Theriot: I think we've got a lot of guys who are doing exactly what we expected them to do offensively. D-Lee (Derrek Lee) is having a great start, as well as Aramis (Ramirez). Sorie's (Alfonso Soriano) is doing well, too. So our big guns offensively are getting the job done. I feel like the rest of us, we're scoring some runs, too. It's just one or two little breaks, man. And that's just the way this game goes, whether it's offensively or defensively. That's why we play so many games and that's why you don't ever see one team run away with it from the beginning. There are almost always close division races. So we'll see what happens.
MLBPLAYERS.com: It's your first year making the Majors out of Spring Training. What's been your biggest surprise as an everyday player?
Theriot: I guess it's how the book gets out on you real fast. The advance scouts for each team do a great job seeing what a hitter's doing well at a certain time. You have to be able to adjust to the pitchers, while at the same time, they're adjusting on how to pitch to you. That's one thing where you can't just focus in one approach you have to a certain pitcher.
MLBPLAYERS.com: Does it amaze you how good the left-handed pitchers are up here?
Theriot: Traditionally, I've always hit lefties pretty good. But they figure out what it is you're having problems with, and that's how they attack you. We've run into some good ones who can control their offspeed pitches and throw a lot of strikes.
MLBPLAYERS.com: The Cubs have seemingly always been knocked for not developing position players in their farm system, but now there's you, Felix Pie, Matt Murton and Angel Pagan. You guys could become a nice core for this team. How nice is it to come up through the system with a group of guys?
Theriot: It's fun. We always knew this was coming. When we were together in low A, it was Felix, myself and Rich Hill, who is a pitcher, and once we went up to Daytona Beach, it was the same group of guys. We consistently moved up together. I think Jim Hendry, our general manager, and Oneri Fleita (director of player development/Latin American operations) did a great job keeping us all together. There was one year, 2005, when Rich and I got called up, but that was about it. We kept thinking one of us should go up to Chicago, but I think it helped us out because we learned how to play together.

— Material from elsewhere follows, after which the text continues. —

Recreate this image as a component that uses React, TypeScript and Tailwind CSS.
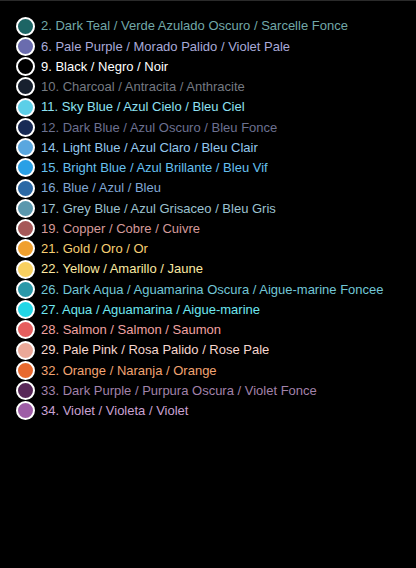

MLBPLAYERS.com: Before this year, the Cubs signed Mark DeRosa to play second, where you had been playing. And they traded for shortstop Cesar Izturis last year. Were you discouraged or did that just motivate you?

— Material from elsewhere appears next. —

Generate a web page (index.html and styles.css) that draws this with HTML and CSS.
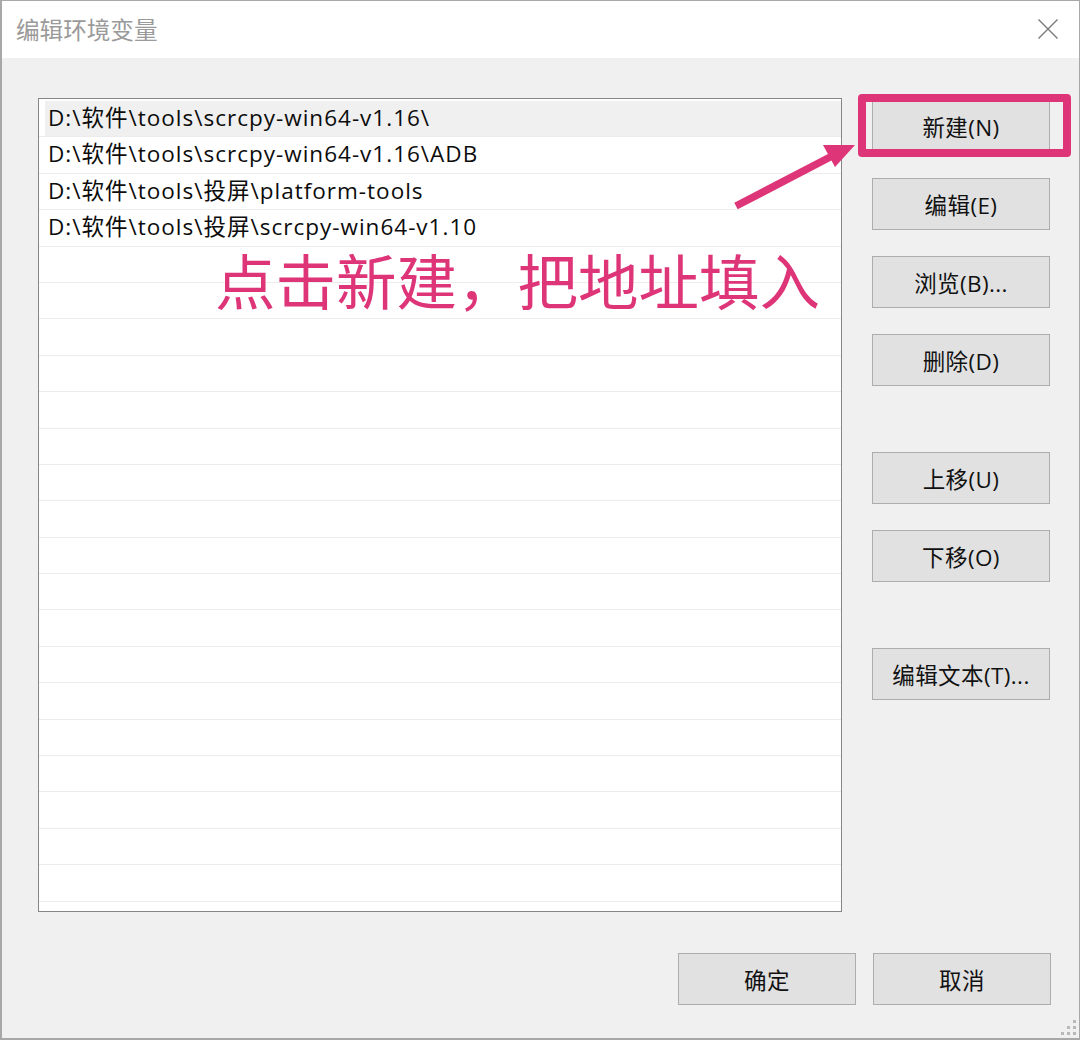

Theriot: I always have confidence in my ability. I know what I can do. When you get a guy like Mark, it can only help. He's a versatile player who plays a ton of positions. He's a proven ballplayer who has been around the game for a long time. He's a leader and a guy I can go to if I have any problems or questions. Initially, I was a little disappointed, as anyone would be, but after I started to think about it, I was excited and I was right. It's been a blessing to have him around; it's been great.
MLBPLAYERS.com: You played for a legendary manager at LSU in Skip Bertman and now you're playing for Lou Piniella. How are they different or similar?

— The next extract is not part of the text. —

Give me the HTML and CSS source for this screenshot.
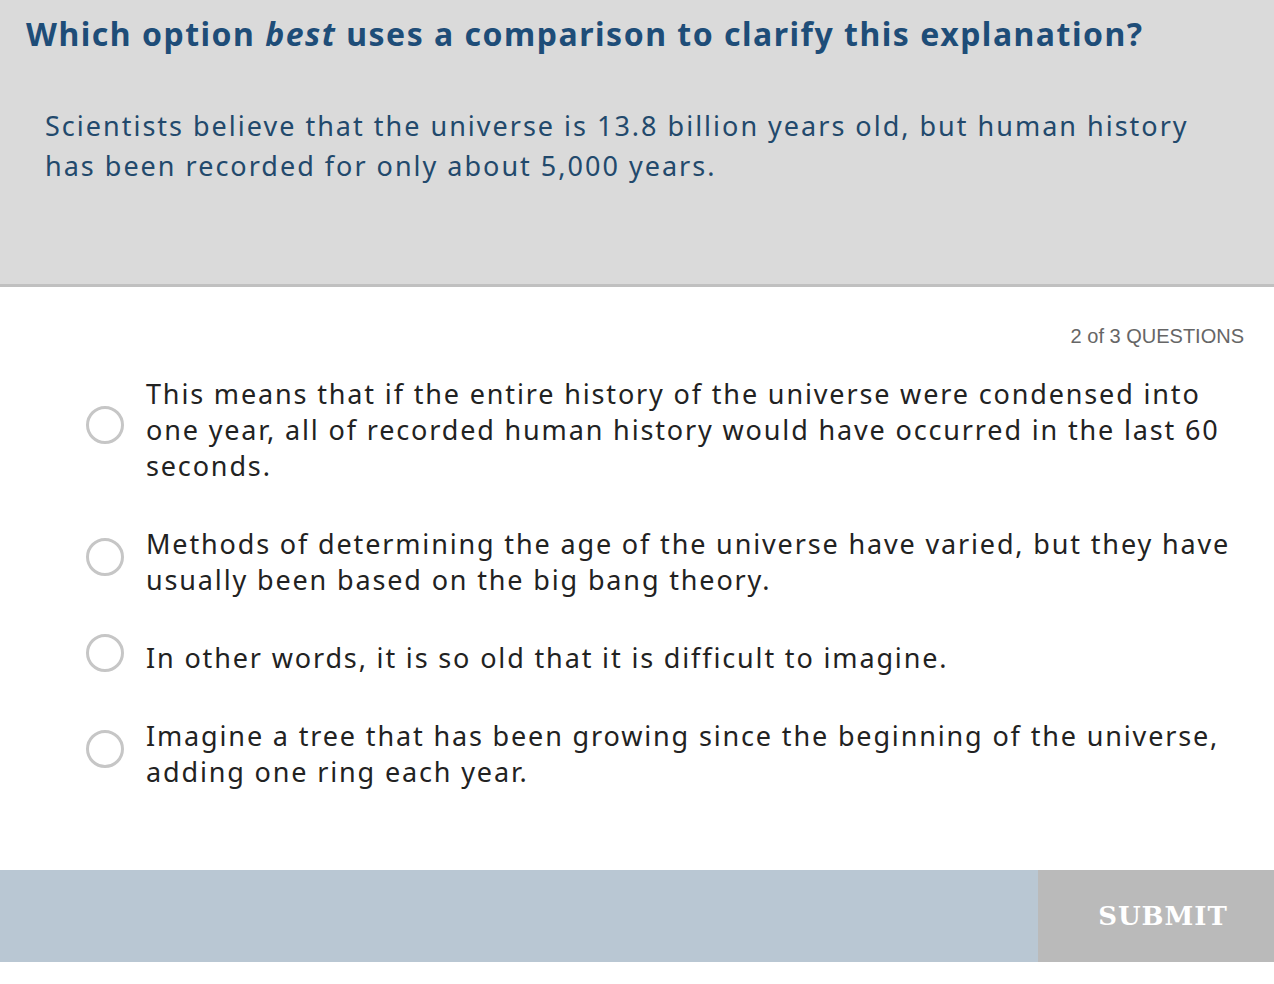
FILE: index.html
```html
<!DOCTYPE html>
<html lang="en">
<head>
<meta charset="utf-8">
<title>Question 2 of 3</title>
<link rel="stylesheet" href="styles.css">
</head>
<body>
<div class="page">
  <header class="stem">
    <h1 class="prompt">Which option <em>best</em> uses a comparison to clarify this explanation?</h1>
    <p class="passage">Scientists believe that the universe is 13.8 billion years old, but human history has been recorded for only about 5,000 years.</p>
  </header>
  <main class="body">
    <div class="progress">2 of 3 QUESTIONS</div>
    <ul class="options">
      <li class="option"><span class="radio"></span><span class="label">This means that if the entire history of the universe were condensed into one year, all of recorded human history would have occurred in the last 60 seconds.</span></li>
      <li class="option"><span class="radio"></span><span class="label">Methods of determining the age of the universe have varied, but they have usually been based on the big bang theory.</span></li>
      <li class="option"><span class="radio"></span><span class="label">In other words, it is so old that it is difficult to imagine.</span></li>
      <li class="option"><span class="radio"></span><span class="label">Imagine a tree that has been growing since the beginning of the universe, adding one ring each year.</span></li>
    </ul>
  </main>
  <footer class="footer">
    <div class="footer-fill"></div>
    <button class="submit">SUBMIT</button>
  </footer>
</div>
</body>
</html>
```
FILE: styles.css
```css
html, body {
  margin: 0;
  padding: 0;
  background: #ffffff;
}
.page {
  width: 1274px;
  font-family: "Noto Sans", "Open Sans", sans-serif;
}
.stem {
  background: #dadada;
  border-bottom: 3px solid #c0c0c0;
  height: 284px;
  padding: 0;
}
.prompt {
  margin: 0;
  padding: 13px 0 0 26px;
  font-size: 32px;
  line-height: 42px;
  font-weight: 700;
  color: #1e4d78;
  letter-spacing: 1.5px;
}
.prompt em {
  font-style: italic;
}
.passage {
  margin: 0;
  padding: 51px 60px 0 45px;
  font-size: 27px;
  line-height: 40px;
  color: #22496c;
  letter-spacing: 2px;
}
.body {
  padding: 37px 30px 0 0;
  height: 583px;
  box-sizing: border-box;
}
.progress {
  text-align: right;
  font-family: "Liberation Sans", Arial, sans-serif;
  font-size: 20px;
  color: #666666;
  line-height: 24px;
}
.options {
  list-style: none;
  margin: 28px 0 0 0;
  padding: 0 0 0 86px;
}
.option {
  display: flex;
  align-items: center;
  gap: 22px;
  margin-bottom: 42px;
}
.radio {
  flex: none;
  width: 32px;
  height: 32px;
  border: 3px solid #c6c6c6;
  border-radius: 50%;
  margin-top: -10px;
}
.label {
  font-size: 27px;
  line-height: 36px;
  color: #222222;
  letter-spacing: 1.85px;
}
.footer {
  display: flex;
  height: 92px;
}
.footer-fill {
  flex: 1;
  background: #b9c7d3;
}
.submit {
  width: 236px;
  border: 0;
  margin: 0;
  background: #bababa;
  color: #ffffff;
  font-family: "DejaVu Serif", "Liberation Serif", serif;
  font-weight: 700;
  font-size: 26px;
  letter-spacing: 1px;
  padding: 0 0 0 14px;
  cursor: pointer;
}
```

Theriot: Skip was a master motivator. He was a guy who could trick you into thinking you could run through a brick wall. He wasn't as hands-on with the game. He let his assistant coaches do most of the baseball stuff. Not that he didn't know, but he just didn't mess with it.
Lou is very, very skilled in every facet of the game. He knows about everything. He's the type of guy where if I have a problem catching ground balls, he can fix it for me. Hitting as well. He's pulled me and other guys aside and told us, "Hey, try this" or "Do that." It's pretty refreshing to have a manager who knows so much.
MLBPLAYERS.com: What's it like having a legendary shortstop like Alan Trammell around as your infield and bench coach?
Theriot: It's amazing, he was one of the greatest hitting infielders ever. Watching him play growing up, and having a guy of his status in the dugout, we're very lucky to have him as a coach. And it's not just him. Our hitting coach Gerald Perry has been tremendous, and throw in Mike Quade at third base -- he was our manager at Triple-A, so most of us young guys are comfortable with him.
MLBPLAYERS.com: Are you going to trademark, "The Riot," as a nickname and sell merchandise?
Theriot: Nah. That nickname has probably been around forever. It's funny because (Cubs TV broadcasters) Len (Kasper) and Bob (Brenly) like to try and take credit for the nickname, but they didn't come up with it.